Departments frequently describe the current environment as building the plane while flying it. Rising expectations have not been matched with proportional staffing expansion, and much of the day is spent responding to urgent questions rather than advancing coordinated planning.

In that context, NIL structure cannot be treated as a narrow compliance task. It must be integrated into a unified, institution-wide strategy that aligns legal, financial, and competitive considerations. That strategy requires consistent communication among the athletics director, general counsel, compliance leadership, advancement personnel, and other institutional stakeholders. It also requires continuity across the full competitive calendar rather than episodic review tied only to high-pressure periods.

Institutions that develop cyclical processes are less likely to confront last-minute structural risk.
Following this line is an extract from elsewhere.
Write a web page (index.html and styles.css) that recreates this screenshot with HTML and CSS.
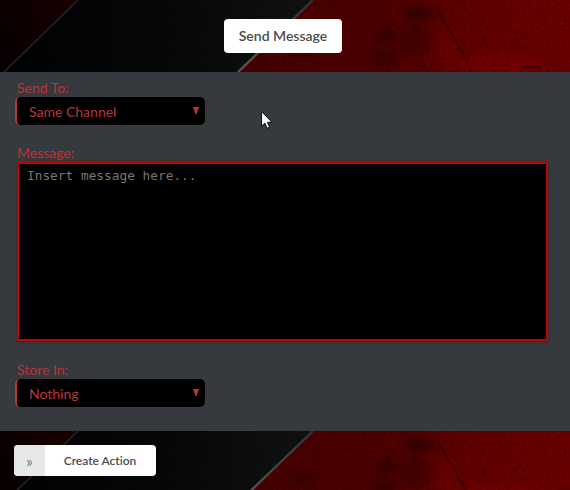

They are also better positioned to negotiate sponsorship arrangements with clarity regarding how NIL compensation will be separated, funded, and documented.

Moving From Reactive to Structured

The modern NIL environment does not reward institutions that avoid involvement. It rewards those that structure involvement deliberately. Clean payment flow, market-supported valuation, contract specificity, and coordinated internal oversight are no longer optional best practices; they are foundational elements of risk management.

As departments evaluate their NIL sponsorship models, the most important question is not whether the structure is administratively convenient. It is whether the structure preserves third-party defensibility, aligns with cap strategy, and withstands substantive review.

Institutions that embed NIL architecture within a broader, year-round legal and strategic framework will spend less time untangling structural issues after the fact and more time advancing competitive and financial objectives with confidence.